Sharing the load with a win-win-win situation has other good benefits I can cover another time.
3] Preparation. After a few trips and your confidence grows even more, you will streamline and start taking only what is essential. This allows you more freedom because you don’t have to carry EVERYTHING with you, all of the time. If you’re heading out, don’t just wing it. Google where you are going, see if they have Parents Rooms, where parking is in relation to the venue, see what is around the area. Shops? Cafe? Public places of interest?
If you have a smart phone, you can even double check once you arrive to get your bearings. From here, it is only a matter of keeping an eye on the time for the next feed. Set an alarm or reminder if you have too. 15-20 mins before they are due to wake up is usually enough to get yourself ready to find a place and get organised. In most cases, when we were out, the boys slept longer in the pram, probably due to the constant rocking motion.
4] Location. If you’re in the city, this will differ greatly compared to being out in the country. The tyranny of distance can turn a simple outing into a nightmare…unless you plan to stop around the necessary times. It’s not all that complicated really.
Simply put, we go where we want, when we want. Our routine is based on feeding and sleeping at the same time. The location is irrelevant!
5] Where you go as a destination.
Think ahead a little and allow a little extra time is the key. Most of your choices for a destination will have a parent’s room to change the kids. Shopping Centres, Cinemas, Taverns, etc.

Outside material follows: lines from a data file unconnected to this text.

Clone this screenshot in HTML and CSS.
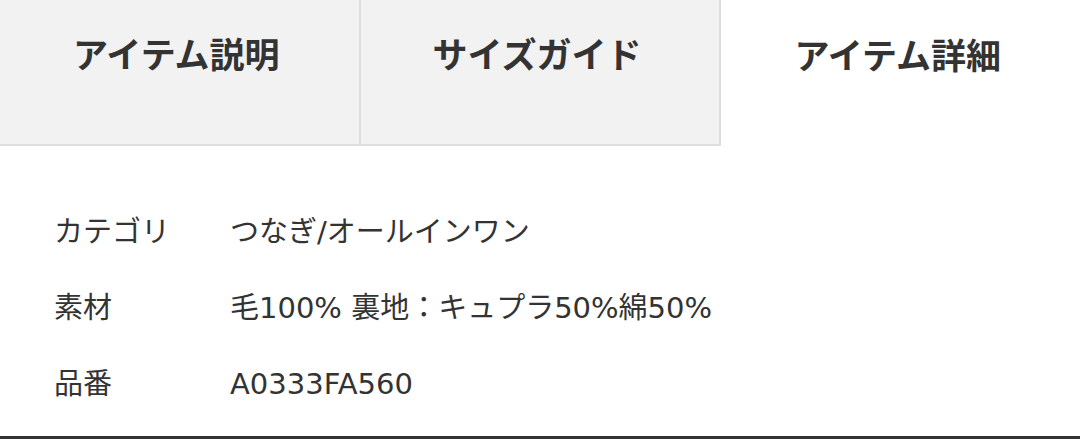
FILE: index.html
```html
<!DOCTYPE html>
<html lang="ja">
<head>
  <meta charset="UTF-8" />
  <title>アイテム詳細</title>
  <link rel="stylesheet" href="styles.css">
</head>
<body>

  <!-- タブ -->
  <div class="tabs">
    <div class="tab">アイテム説明</div>
    <div class="tab">サイズガイド</div>
    <div class="tab activa">アイテム詳細</div>
  </div>

  <!-- 詳細 -->
  <div class="detalle">
    <div class="fila">
      <span class="etiqueta">カテゴリ</span>
      <span class="valor">つなぎ/オールインワン</span>
    </div>
    <div class="fila">
      <span class="etiqueta">素材</span>
      <span class="valor">毛100% 裏地：キュプラ50%綿50%</span>
    </div>
    <div class="fila">
      <span class="etiqueta">品番</span>
      <span class="valor">A0333FA560</span>
    </div>
  </div>

  <div class="linea"></div>

</body>
</html>
```

FILE: styles.css
```css
body {
  font-family: 'DejaVu Sans', 'Noto Sans CJK JP', sans-serif;
  background-color: #fff;
  color: #333;
  margin: 0;
  width: 1080px;
  height: 439px;
  display: flex;
  flex-direction: column;
}

.tabs {
  display: flex;
  height: 146px;
}

.tab {
  flex: 1;
  display: flex;
  align-items: center;
  justify-content: center;
  padding: 0 6px 40px 0;
  box-sizing: border-box;
  background-color: #f2f2f2;
  border-right: 2px solid #dedede;
  border-bottom: 2px solid #dedede;
  font-family: 'Noto Sans CJK JP', sans-serif;
  font-size: 35px;
  font-weight: bold;
  color: #333;
}

.tab.activa {
  background-color: #fff;
  border: none;
}

.detalle {
  flex: 1;
  padding: 56px 0 0 54px;
}

.fila {
  display: flex;
  height: 76px;
  align-items: flex-start;
  font-size: 29px;
  line-height: 60px;
}

.etiqueta {
  width: 176px;
}

.linea {
  height: 3px;
  background-color: #333;
}
```
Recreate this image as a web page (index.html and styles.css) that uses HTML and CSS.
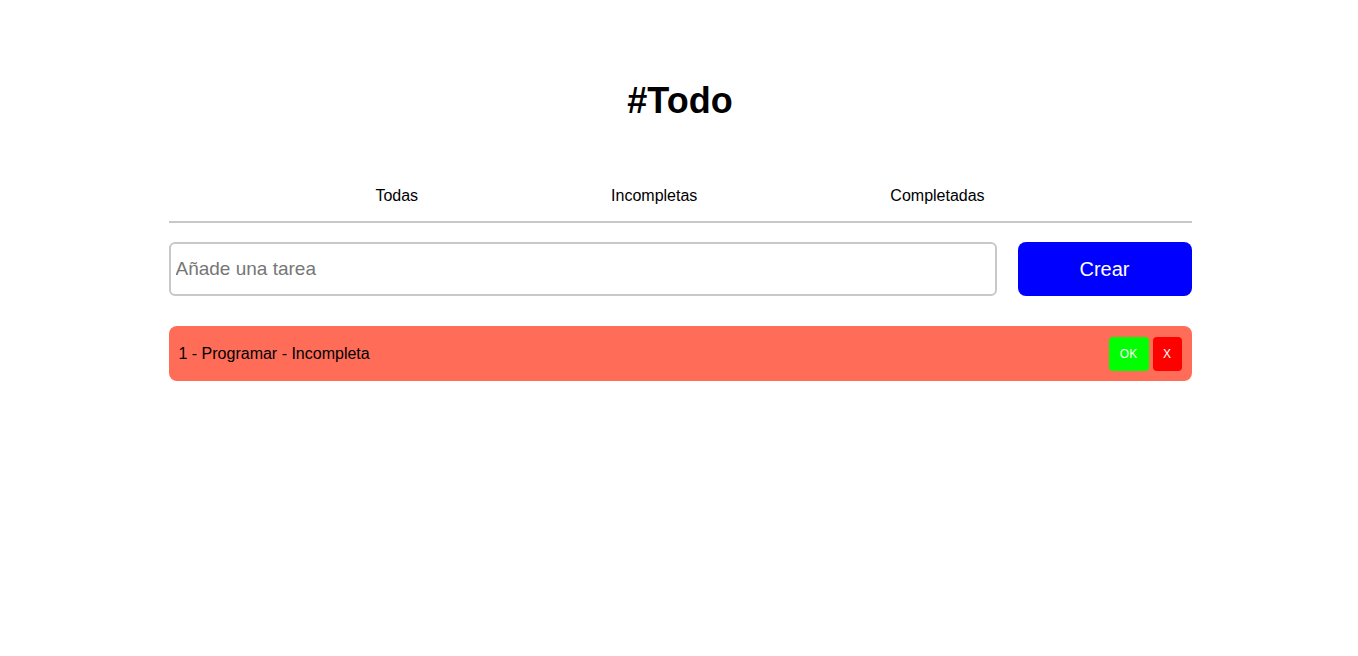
FILE: index.html
```html
<!DOCTYPE html>
<html lang="es">
<head>
<meta charset="utf-8">
<title>#Todo</title>
<link rel="stylesheet" href="styles.css">
</head>
<body>
<main class="app">
  <h1 class="title">#Todo</h1>
  <nav class="tabs">
    <span class="tab">Todas</span>
    <span class="tab">Incompletas</span>
    <span class="tab">Completadas</span>
  </nav>
  <form class="new-task">
    <input class="task-input" type="text" placeholder="Añade una tarea">
    <button class="create-btn" type="button">Crear</button>
  </form>
  <ul class="task-list">
    <li class="task">
      <span class="task-text">1 - Programar - Incompleta</span>
      <div class="task-actions">
        <button class="btn-ok" type="button">OK</button>
        <button class="btn-del" type="button">X</button>
      </div>
    </li>
  </ul>
</main>
</body>
</html>
```

FILE: styles.css
```css
html, body {
  margin: 0;
  padding: 0;
  background: #ffffff;
}

body {
  font-family: "Liberation Sans", Arial, sans-serif;
  color: #000;
}

.app {
  width: 1023px;
  margin: 0 auto;
  padding-top: 80px;
  position: relative;
  left: 1px;
}

.title {
  margin: 0;
  text-align: center;
  font-size: 36px;
  font-weight: bold;
  line-height: 42px;
}

.tabs {
  margin-top: 65px;
  display: flex;
  justify-content: center;
  gap: 193px;
  padding-bottom: 16px;
  border-bottom: 2px solid #c8c8c8;
  font-size: 16px;
  line-height: 18px;
}

.tab {
  cursor: pointer;
}

.new-task {
  margin: 19px 0 0;
  display: flex;
  gap: 21px;
}

.task-input {
  flex: 1;
  height: 54px;
  box-sizing: border-box;
  border: 2px solid #c8c8c8;
  border-radius: 6px;
  padding: 0 5px;
  font-family: "Liberation Sans", Arial, sans-serif;
  font-size: 19px;
  outline: none;
}

.task-input::placeholder {
  color: #767676;
}

.create-btn {
  width: 174px;
  height: 54px;
  border: none;
  border-radius: 8px;
  background: #0000ff;
  color: #fff;
  font-family: "Liberation Sans", Arial, sans-serif;
  font-size: 20px;
}

.task-list {
  list-style: none;
  margin: 30px 0 0;
  padding: 0;
}

.task {
  height: 55px;
  box-sizing: border-box;
  background: #ff6d58;
  border-radius: 8px;
  display: flex;
  align-items: center;
  justify-content: space-between;
  padding: 0 10px;
  font-size: 16px;
}

.task-actions {
  display: flex;
  gap: 4px;
}

.btn-ok,
.btn-del {
  height: 34px;
  border: none;
  border-radius: 4px;
  color: #fff;
  font-family: "Liberation Sans", Arial, sans-serif;
  font-size: 12px;
  padding: 0;
}

.btn-ok {
  width: 40px;
  background: #00ff00;
}

.btn-del {
  width: 29px;
  background: #ff0000;
}
```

Parking can be a pain as well, but have a little patience and it will pay off. If you’re running late, get used to it or leave earlier. Even with the twins, we still arrived 15 mins early or just on time, we simply adjusted our prep time to compensate.
Restaurants are a different kettle of fish and most don’t cater for kids beyond a high chair and two choices of meals off the menu.
Routine and practice!
Good Luck and enjoy getting out and about. You will love it!